▸ Recorded information:
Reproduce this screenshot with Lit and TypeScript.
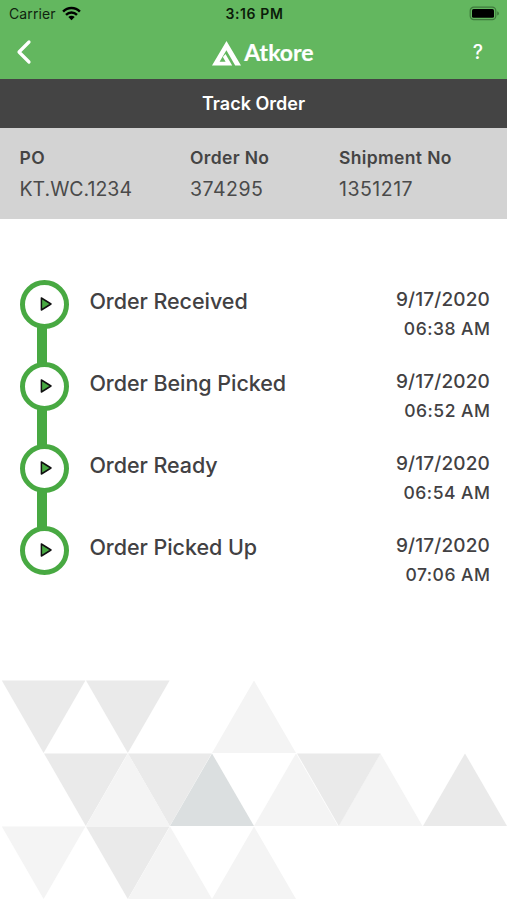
import { LitElement, html, css, svg } from "lit";
import { customElement, property } from "lit/decorators.js";

const STEPS = [
  { title: "Order Received", date: "9/17/2020", time: "06:38 AM" },
  { title: "Order Being Picked", date: "9/17/2020", time: "06:52 AM" },
  { title: "Order Ready", date: "9/17/2020", time: "06:54 AM" },
  { title: "Order Picked Up", date: "9/17/2020", time: "07:06 AM" },
];

@customElement("status-bar")
class StatusBar extends LitElement {
  static styles = css`
    :host { display: grid; grid-template-columns: 1fr auto 1fr; align-items: center; height: 27px; padding: 0 7px 0 9px; color: #10240f; }
    .left { display: flex; align-items: center; gap: 6px; font-size: 14px; letter-spacing: 0.1px; }
    .time { font-size: 14px; font-weight: 600; letter-spacing: 0.6px; color: #0b1c0a; }
    .battery { justify-self: end; display: block; }
    svg { display: block; }
  `;
  render() {
    return html`
      <div class="left">
        <span>Carrier</span>
        <svg width="19" height="15" viewBox="0 0 19 15">
          <g fill="none" stroke="#000" stroke-width="2.5">
            <path d="M1.1 5.6 C5.8 .9 13.2 .9 17.9 5.6" />
            <path d="M4 8.8 C7.2 5.8 11.8 5.8 15 8.8" />
          </g>
          <path fill="#000" d="M6.3 11 C8.2 9.3 10.8 9.3 12.7 11 L9.5 14.2 Z" />
        </svg>
      </div>
      <div class="time">3:16 PM</div>
      <svg class="battery" width="31" height="15" viewBox="0 0 31 15">
        <rect x="1.2" y="1.2" width="25.6" height="12.4" rx="3.6" fill="none" stroke="#3f7a3c" stroke-width="1.2" />
        <rect x="3" y="3" width="22" height="8.8" rx="1.6" fill="#000" />
        <path d="M28.2 5.2 Q30 6 30 7.4 T28.2 9.6 Z" fill="#3f7a3c" />
      </svg>
    `;
  }
}

@customElement("nav-bar")
class NavBar extends LitElement {
  static styles = css`
    :host { display: grid; grid-template-columns: 1fr auto 1fr; align-items: center; height: 52px; box-sizing: border-box; padding: 0 24px 2px 16px; color: #fff; }
    svg { display: block; }
    .brand { display: flex; align-items: flex-end; gap: 3px; padding-left: 20px; margin-right: -7px; }
    .name { font: 700 23px/27px Lato, sans-serif; letter-spacing: 0; -webkit-text-stroke: 0.2px #fff; }
    .help { justify-self: end; font-size: 19.5px; font-weight: 500; }
  `;
  render() {
    return html`
      <svg width="16" height="26" viewBox="0 0 16 26">
        <path d="M13 3 L3 13 L13 23" fill="none" stroke="#fff" stroke-width="3.2" stroke-linecap="round" stroke-linejoin="round" />
      </svg>
      <div class="brand">
        <svg width="29" height="25" viewBox="0 0 29 25">
          <path fill="#fff" d="M14.5 0 L29 24.5 H23.2 L14.4 9.2 L7.6 20.7 H13.6 L10.9 15.9 L13.5 13 L20.2 24.5 H0 Z" />
        </svg>
        <span class="name">Atkore</span>
      </div>
      <span class="help">?</span>
    `;
  }
}

@customElement("order-field")
class OrderField extends LitElement {
  @property() label = "";
  @property() value = "";
  @property({ type: Boolean, reflect: true }) numeric = false;
  static styles = css`
    :host { display: flex; flex-direction: column; color: #444; }
    .label { font-size: 17.5px; line-height: 30px; font-weight: 600; letter-spacing: 0.35px; }
    .value { font-size: 19.5px; line-height: 32px; color: #4a4a4a; }
    :host([numeric]) .value { letter-spacing: 0.5px; }
  `;
  render() {
    return html`<span class="label">${this.label}</span><span class="value">${this.value}</span>`;
  }
}

@customElement("track-step")
class TrackStep extends LitElement {
  @property() heading = "";
  @property() date = "";
  @property() time = "";
  @property({ type: Boolean, reflect: true }) last = false;
  static styles = css`
    :host { display: grid; grid-template-columns: 49px 1fr auto; column-gap: 20px; height: 82px; color: #424143; }
    .rail { display: flex; flex-direction: column; }
    .dot { box-sizing: border-box; width: 49px; height: 49px; flex: none; border: 5px solid #48a942; border-radius: 50%; display: flex; align-items: center; justify-content: center; }
    .line { width: 10px; height: 37px; flex: none; margin: -2px 0 -2px 16.6px; background: #48a942; }
    :host([last]) .line { display: none; }
    svg { display: block; margin-left: 3px; }
    .title { font-size: 21.5px; line-height: 30px; font-weight: 500; padding-top: 6px; letter-spacing: -0.05px; }
    .when { display: flex; flex-direction: column; align-items: flex-end; padding-top: 5px; font-weight: 500; }
    .date { font-size: 19px; line-height: 29px; letter-spacing: 0.15px; }
    .time { font-size: 17.5px; line-height: 30px; letter-spacing: 0.5px; margin-right: -0.5px; }
  `;
  render() {
    return html`
      <div class="rail">
        <div class="dot">
          <svg width="13" height="16" viewBox="0 0 13 16">
            <path d="M1.4 2 V14 L11 8 Z" fill="#48a942" stroke="#111" stroke-width="1.5" stroke-linejoin="round" />
          </svg>
        </div>
        <div class="line"></div>
      </div>
      <div class="title">${this.heading}</div>
      <div class="when"><span class="date">${this.date}</span><span class="time">${this.time}</span></div>
    `;
  }
}

@customElement("triangle-pattern")
class TrianglePattern extends LitElement {
  static styles = css`
    :host { display: block; }
    svg { display: block; }
  `;
  render() {
    const up = (x: number, y: number, fill: string) =>
      svg`<path d="M${x} ${y + 72.6} h84 l-42 -72.6 z" fill=${fill} />`;
    const down = (x: number, y: number, fill: string) =>
      svg`<path d="M${x} ${y} h83.6 l-41.8 72.6 z" fill=${fill} />`;
    const mid = "#eaeaea", light = "#f4f4f4", dark = "#dbdfe0";
    return html`
      <svg width="507" height="220" viewBox="0 0 507 220">
        ${down(1.8, 0.5, mid)} ${down(86, 0.5, mid)} ${up(212, 0.5, light)}
        ${down(44, 73.4, mid)} ${down(128, 73.4, mid)} ${up(86, 73.4, light)} ${up(170, 73.4, dark)}
        ${up(254, 73.4, light)} ${up(338.5, 73.4, light)} ${down(297, 73.4, mid)} ${up(423, 73.4, mid)}
        ${down(1.8, 146.4, light)} ${down(86, 146.4, mid)} ${up(128, 146.4, light)} ${up(212, 146.4, light)}
      </svg>
    `;
  }
}

@customElement("app-root")
class AppRoot extends LitElement {
  static styles = css`
    :host { display: flex; flex-direction: column; height: 900px; overflow: hidden; background: #fff; font-family: Inter, "Liberation Sans", sans-serif; }
    .top { background: #63b75f; }
    .heading { height: 49px; line-height: 49px; text-align: center; background: #444; color: #fff; font-size: 18px; font-weight: 600; }
    .info { box-sizing: border-box; display: grid; grid-template-columns: 170.5px 149px 1fr; height: 91px; padding: 15px 0 0 19.5px; background: #d3d3d3; }
    .steps { display: flex; flex-direction: column; padding: 60.5px 17px 0 20.4px; }
    .pattern { margin-top: auto; }
  `;
  render() {
    return html`
      <div class="top"><status-bar></status-bar><nav-bar></nav-bar></div>
      <div class="heading">Track Order</div>
      <div class="info">
        <order-field label="PO" value="KT.WC.1234"></order-field>
        <order-field label="Order No" value="374295" numeric></order-field>
        <order-field label="Shipment No" value="1351217" numeric></order-field>
      </div>
      <div class="steps">
        ${STEPS.map((s, i) => html`<track-step .heading=${s.title} .date=${s.date} .time=${s.time} ?last=${i === STEPS.length - 1}></track-step>`)}
      </div>
      <triangle-pattern class="pattern"></triangle-pattern>
    `;
  }
}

▸ Problem requirements: All the material shown above is to be copied exactly, with no pictures carried over.

▸ Response for this exercise:
Reproduce this screenshot with Lit and TypeScript.
import { LitElement, html, css, svg } from "lit";
import { customElement, property } from "lit/decorators.js";

const STEPS = [
  { title: "Order Received", date: "9/17/2020", time: "06:38 AM" },
  { title: "Order Being Picked", date: "9/17/2020", time: "06:52 AM" },
  { title: "Order Ready", date: "9/17/2020", time: "06:54 AM" },
  { title: "Order Picked Up", date: "9/17/2020", time: "07:06 AM" },
];

@customElement("status-bar")
class StatusBar extends LitElement {
  static styles = css`
    :host { display: grid; grid-template-columns: 1fr auto 1fr; align-items: center; height: 27px; padding: 0 7px 0 9px; color: #10240f; }
    .left { display: flex; align-items: center; gap: 6px; font-size: 14px; letter-spacing: 0.1px; }
    .time { font-size: 14px; font-weight: 600; letter-spacing: 0.6px; color: #0b1c0a; }
    .battery { justify-self: end; display: block; }
    svg { display: block; }
  `;
  render() {
    return html`
      <div class="left">
        <span>Carrier</span>
        <svg width="19" height="15" viewBox="0 0 19 15">
          <g fill="none" stroke="#000" stroke-width="2.5">
            <path d="M1.1 5.6 C5.8 .9 13.2 .9 17.9 5.6" />
            <path d="M4 8.8 C7.2 5.8 11.8 5.8 15 8.8" />
          </g>
          <path fill="#000" d="M6.3 11 C8.2 9.3 10.8 9.3 12.7 11 L9.5 14.2 Z" />
        </svg>
      </div>
      <div class="time">3:16 PM</div>
      <svg class="battery" width="31" height="15" viewBox="0 0 31 15">
        <rect x="1.2" y="1.2" width="25.6" height="12.4" rx="3.6" fill="none" stroke="#3f7a3c" stroke-width="1.2" />
        <rect x="3" y="3" width="22" height="8.8" rx="1.6" fill="#000" />
        <path d="M28.2 5.2 Q30 6 30 7.4 T28.2 9.6 Z" fill="#3f7a3c" />
      </svg>
    `;
  }
}

@customElement("nav-bar")
class NavBar extends LitElement {
  static styles = css`
    :host { display: grid; grid-template-columns: 1fr auto 1fr; align-items: center; height: 52px; box-sizing: border-box; padding: 0 24px 2px 16px; color: #fff; }
    svg { display: block; }
    .brand { display: flex; align-items: flex-end; gap: 3px; padding-left: 20px; margin-right: -7px; }
    .name { font: 700 23px/27px Lato, sans-serif; letter-spacing: 0; -webkit-text-stroke: 0.2px #fff; }
    .help { justify-self: end; font-size: 19.5px; font-weight: 500; }
  `;
  render() {
    return html`
      <svg width="16" height="26" viewBox="0 0 16 26">
        <path d="M13 3 L3 13 L13 23" fill="none" stroke="#fff" stroke-width="3.2" stroke-linecap="round" stroke-linejoin="round" />
      </svg>
      <div class="brand">
        <svg width="29" height="25" viewBox="0 0 29 25">
          <path fill="#fff" d="M14.5 0 L29 24.5 H23.2 L14.4 9.2 L7.6 20.7 H13.6 L10.9 15.9 L13.5 13 L20.2 24.5 H0 Z" />
        </svg>
        <span class="name">Atkore</span>
      </div>
      <span class="help">?</span>
    `;
  }
}

@customElement("order-field")
class OrderField extends LitElement {
  @property() label = "";
  @property() value = "";
  @property({ type: Boolean, reflect: true }) numeric = false;
  static styles = css`
    :host { display: flex; flex-direction: column; color: #444; }
    .label { font-size: 17.5px; line-height: 30px; font-weight: 600; letter-spacing: 0.35px; }
    .value { font-size: 19.5px; line-height: 32px; color: #4a4a4a; }
    :host([numeric]) .value { letter-spacing: 0.5px; }
  `;
  render() {
    return html`<span class="label">${this.label}</span><span class="value">${this.value}</span>`;
  }
}

@customElement("track-step")
class TrackStep extends LitElement {
  @property() heading = "";
  @property() date = "";
  @property() time = "";
  @property({ type: Boolean, reflect: true }) last = false;
  static styles = css`
    :host { display: grid; grid-template-columns: 49px 1fr auto; column-gap: 20px; height: 82px; color: #424143; }
    .rail { display: flex; flex-direction: column; }
    .dot { box-sizing: border-box; width: 49px; height: 49px; flex: none; border: 5px solid #48a942; border-radius: 50%; display: flex; align-items: center; justify-content: center; }
    .line { width: 10px; height: 37px; flex: none; margin: -2px 0 -2px 16.6px; background: #48a942; }
    :host([last]) .line { display: none; }
    svg { display: block; margin-left: 3px; }
    .title { font-size: 21.5px; line-height: 30px; font-weight: 500; padding-top: 6px; letter-spacing: -0.05px; }
    .when { display: flex; flex-direction: column; align-items: flex-end; padding-top: 5px; font-weight: 500; }
    .date { font-size: 19px; line-height: 29px; letter-spacing: 0.15px; }
    .time { font-size: 17.5px; line-height: 30px; letter-spacing: 0.5px; margin-right: -0.5px; }
  `;
  render() {
    return html`
      <div class="rail">
        <div class="dot">
          <svg width="13" height="16" viewBox="0 0 13 16">
            <path d="M1.4 2 V14 L11 8 Z" fill="#48a942" stroke="#111" stroke-width="1.5" stroke-linejoin="round" />
          </svg>
        </div>
        <div class="line"></div>
      </div>
      <div class="title">${this.heading}</div>
      <div class="when"><span class="date">${this.date}</span><span class="time">${this.time}</span></div>
    `;
  }
}

@customElement("triangle-pattern")
class TrianglePattern extends LitElement {
  static styles = css`
    :host { display: block; }
    svg { display: block; }
  `;
  render() {
    const up = (x: number, y: number, fill: string) =>
      svg`<path d="M${x} ${y + 72.6} h84 l-42 -72.6 z" fill=${fill} />`;
    const down = (x: number, y: number, fill: string) =>
      svg`<path d="M${x} ${y} h83.6 l-41.8 72.6 z" fill=${fill} />`;
    const mid = "#eaeaea", light = "#f4f4f4", dark = "#dbdfe0";
    return html`
      <svg width="507" height="220" viewBox="0 0 507 220">
        ${down(1.8, 0.5, mid)} ${down(86, 0.5, mid)} ${up(212, 0.5, light)}
        ${down(44, 73.4, mid)} ${down(128, 73.4, mid)} ${up(86, 73.4, light)} ${up(170, 73.4, dark)}
        ${up(254, 73.4, light)} ${up(338.5, 73.4, light)} ${down(297, 73.4, mid)} ${up(423, 73.4, mid)}
        ${down(1.8, 146.4, light)} ${down(86, 146.4, mid)} ${up(128, 146.4, light)} ${up(212, 146.4, light)}
      </svg>
    `;
  }
}

@customElement("app-root")
class AppRoot extends LitElement {
  static styles = css`
    :host { display: flex; flex-direction: column; height: 900px; overflow: hidden; background: #fff; font-family: Inter, "Liberation Sans", sans-serif; }
    .top { background: #63b75f; }
    .heading { height: 49px; line-height: 49px; text-align: center; background: #444; color: #fff; font-size: 18px; font-weight: 600; }
    .info { box-sizing: border-box; display: grid; grid-template-columns: 170.5px 149px 1fr; height: 91px; padding: 15px 0 0 19.5px; background: #d3d3d3; }
    .steps { display: flex; flex-direction: column; padding: 60.5px 17px 0 20.4px; }
    .pattern { margin-top: auto; }
  `;
  render() {
    return html`
      <div class="top"><status-bar></status-bar><nav-bar></nav-bar></div>
      <div class="heading">Track Order</div>
      <div class="info">
        <order-field label="PO" value="KT.WC.1234"></order-field>
        <order-field label="Order No" value="374295" numeric></order-field>
        <order-field label="Shipment No" value="1351217" numeric></order-field>
      </div>
      <div class="steps">
        ${STEPS.map((s, i) => html`<track-step .heading=${s.title} .date=${s.date} .time=${s.time} ?last=${i === STEPS.length - 1}></track-step>`)}
      </div>
      <triangle-pattern class="pattern"></triangle-pattern>
    `;
  }
}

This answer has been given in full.